Both Singleton and Allen averaged exactly 6.4 yards per carry, the latter finishing with 90 yards and a touchdown on 14 attempts and the former racking up 70 and two scores on 11 rushes. Against SMU’s top-10 ranked run defense, the Nittany Lions generated 0.04 EPA/carry with a 46% success rate on the ground.
Allar was the star of the Big Ten title game, but with Penn State’s lack of playmakers in the passing game, this offense is at its best when it’s flowing through the Lawn Boyz and that may be the biggest reason for optimism heading into the rest of the postseason.
5. Other quarterbacks may not make it so easy, but maybe they will
Penn State dominated SMU, but nobody was more responsible for that result than Kevin Jennings. The SMU quarterback, who was prone to turbulent performances this season, had the ultimate valley on Saturday afternoon. Beyond his three first-half interceptions, which led directly to 21 points, Jennings also took points off the board for SMU.
On its first drive on the game, Rhett Lashlee’s offense displayed an up-tempo style that Penn State looked entirely unprepared for which led SMU to the doorstep of the red zone. The Mustang's best path to victory was to strike first and force the Nittany Lions to play from behind, but on fourth-and-1, he passed up a first down for a touchdown and with an awful throw came away empty-handed.

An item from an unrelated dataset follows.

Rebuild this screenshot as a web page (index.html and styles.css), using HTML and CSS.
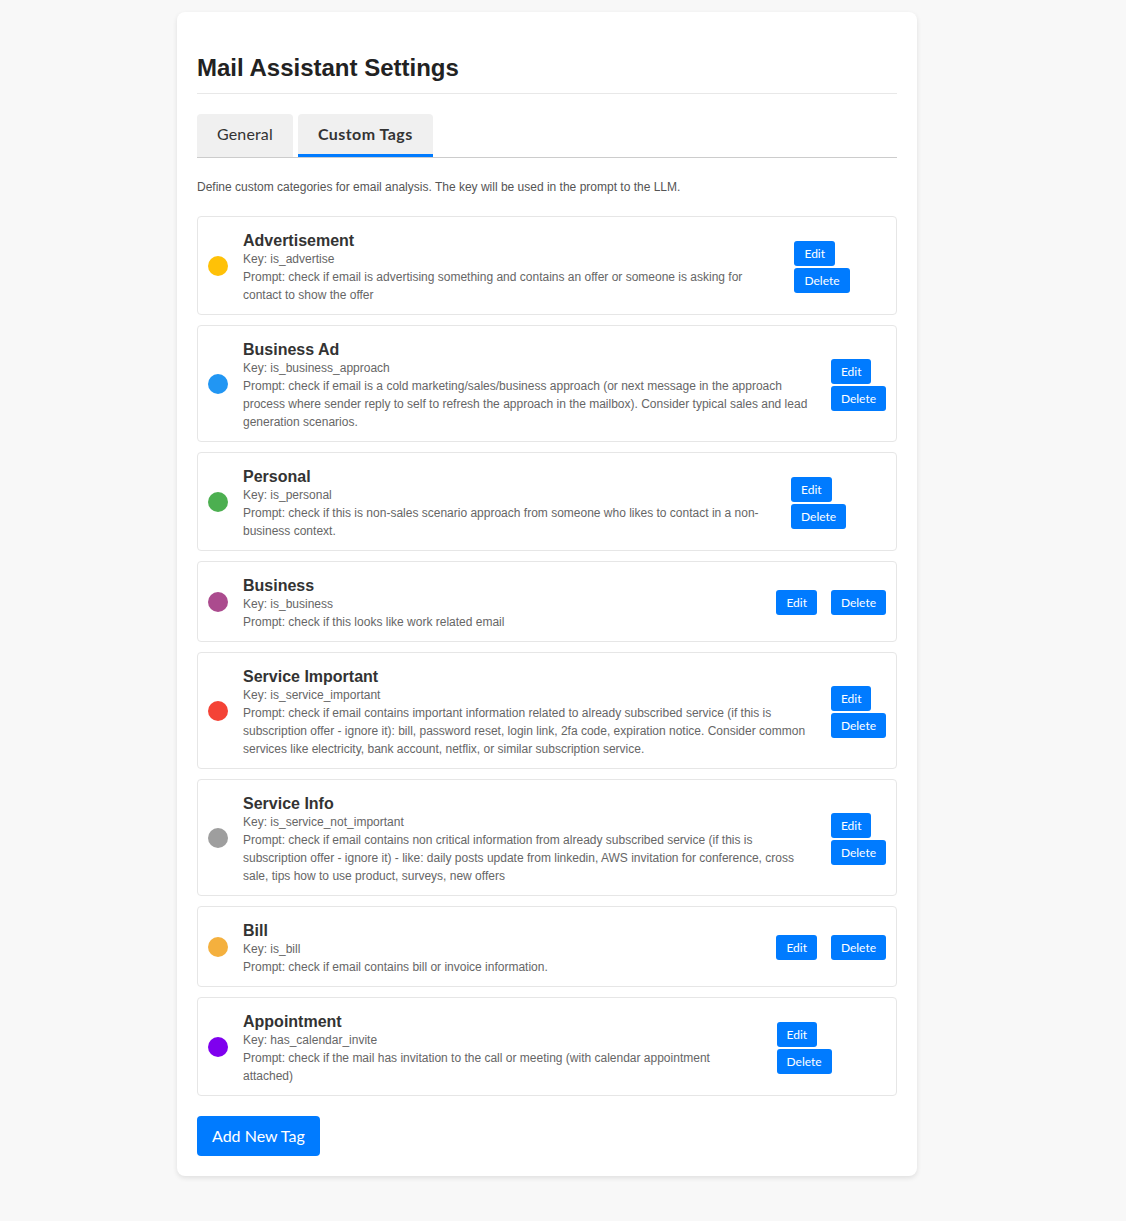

If you include an 18-yard third-quarterback that turned a chip shot into a 42-yard field attempt that Collin Rogers missed, you could easily argue that in a 38-10 loss, Jenning’s performance gave Penn State a 24-point swing.
Jenning was one of the more dynamic quarterbacks in the country this season, but his wretched performance ended SMU’s dream season. It’s easy to say that no other quarterback in the College Football Playoff would hand Penn State such an easy victory, but the path to the national championship game now appears to go through Boise State’s Maddux Madsen, and either Georgia’s Gunner Stockton, who replaced Carson Beck after his season-ending elbow injury and Notre Dame’s Riley Leonard. That’s not exactly the Davey O’Brien watch list or a Mel Kiper Jr. mock draft.